House debates

Tuesday, 12 February 2013

Bills

Australian Education Bill 2012; Second Reading

7:50 pm

Photo of Sharman StoneSharman Stone (Murray, Liberal Party) Share this | Hansard source

I will, Mr Deputy Speaker, but that is an example of why Labor are failing students in my area. They just fail to understand the drivers for early school leaving, failure to be employed, teenage pregnancies and incarceration rates of adolescents, all of which are part of an extraordinary environment of disadvantage. This bill, I am sad to say, does not home in on the very serious issues of structural disadvantage that are now affecting much of regional Australia. That is why I stress those statistics.

For example, since 2006 more than 50 per cent of the dairy farmers have exited the industry in the Goulburn-Murray region. They all had children. They had small schools that the local dairy community supported. There were 50 children in those schools; now there are 10 or the school has closed. A school with three teachers can offer better educational alternatives and options than a school with one teacher, but this is what is happening in the declining populations in rural and regional Australia, particularly in northern Victoria. At the Heinz factory, 146 jobs were lost and went to New Zealand. At SPC Ardmona in Mooroopna, part of Coca-Cola Amatil, another 150 jobs were lost.

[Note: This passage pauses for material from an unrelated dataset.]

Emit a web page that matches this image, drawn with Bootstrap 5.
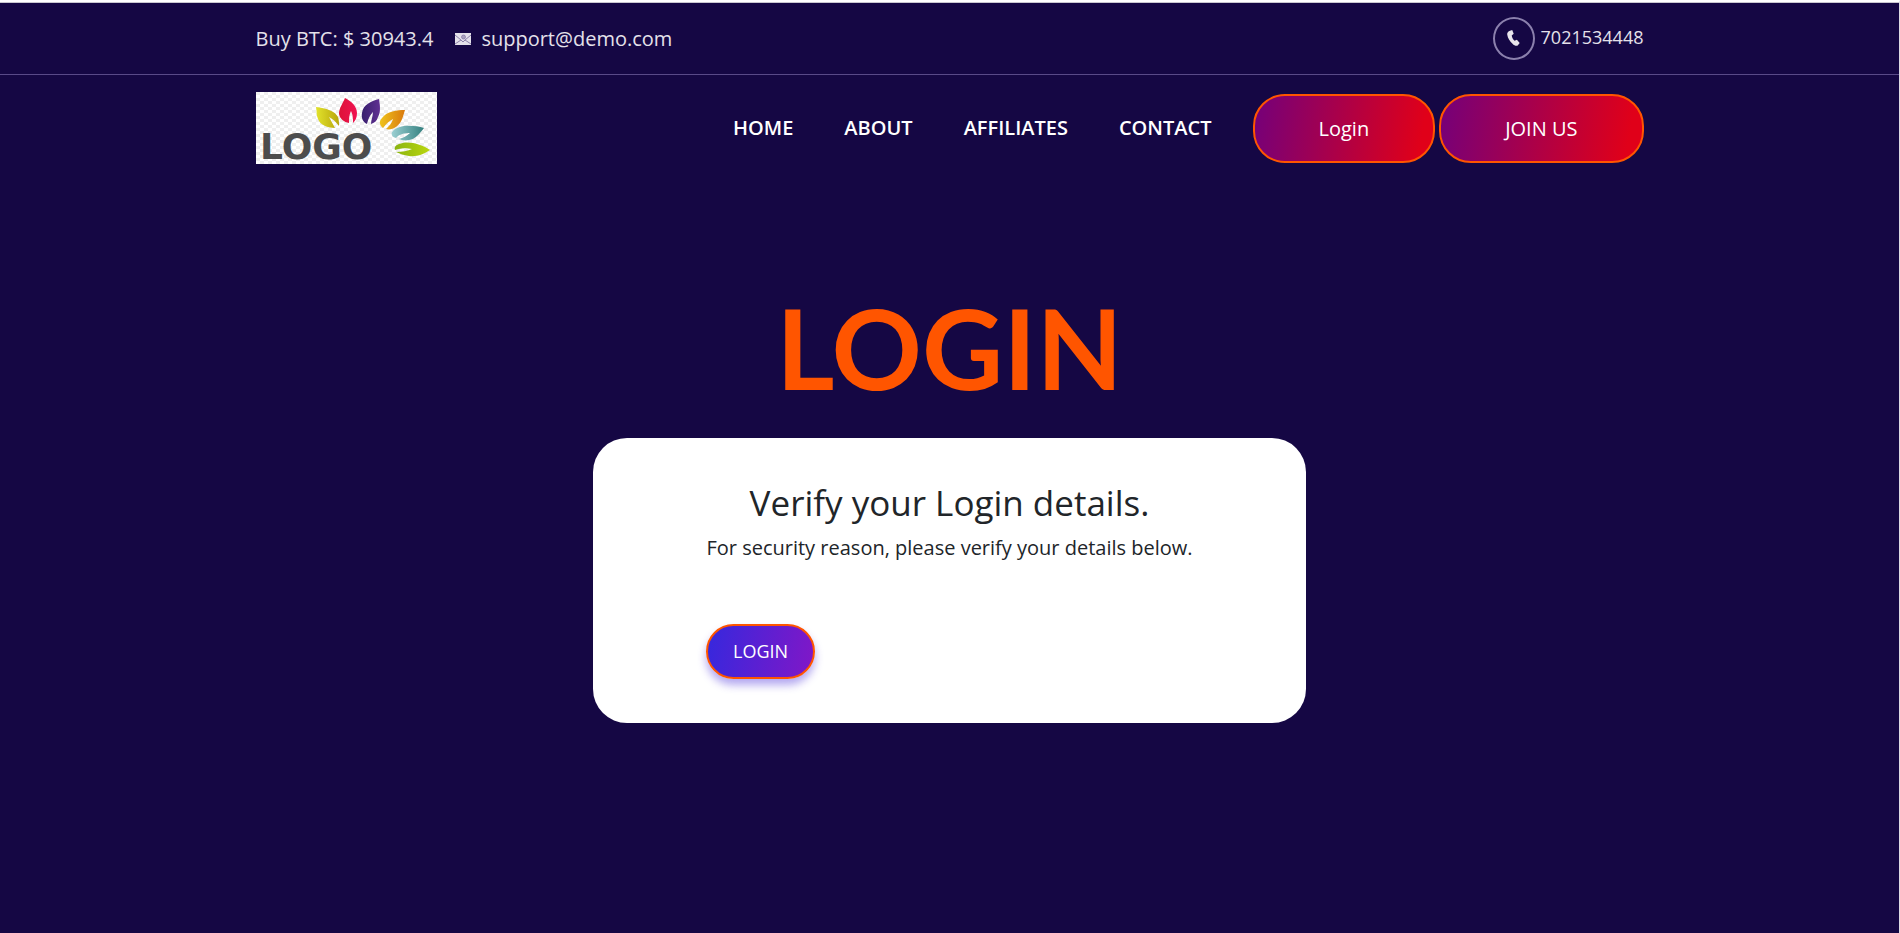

Rochester Murray-Goulburn has lost all of those jobs.

The problem is that our school students once aspired to work in local manufacturing and local agribusiness. They now, quite reasonably, feel they will have to look for alternative occupations and have to train elsewhere. But I am saying that we should have those training options right there in those rural and regional communities.

This bill does not give me much hope that we are going to see funds directed to better regional funding models. It does not give me any hope that our rural and regional teachers will receive better career counselling support so they can direct our students to alternative occupations in agriculture and food manufacturing. When I look at this bill, I think to myself: it is purely a feel-good set of motherhood statements. It should have really driven into the growing distance between the life experiences of metropolitan Australians and rural Australians. It should have looked at the disadvantage that we know exists with Indigenous students. It should have looked at the life experience now of so many refugees, who settle in a place like northern Victoria only to find that the schools do not offer support in English as a second language and the towns do not offer parents the sort of work they would have had even five years ago.

So I am not saying this bill is fantastic. I am saying that the goals expressed in the bill are fine, but the detail is missing. In fact, I wonder if the heart is missing from Labor when it comes to looking beyond the tram tracks and beyond its own electorates. When will you look at rural and regional Australia and understand that the people living there are Australian citizens too? Without decent education they cannot realise their genuine life prospects or opportunities, and that is just not fair.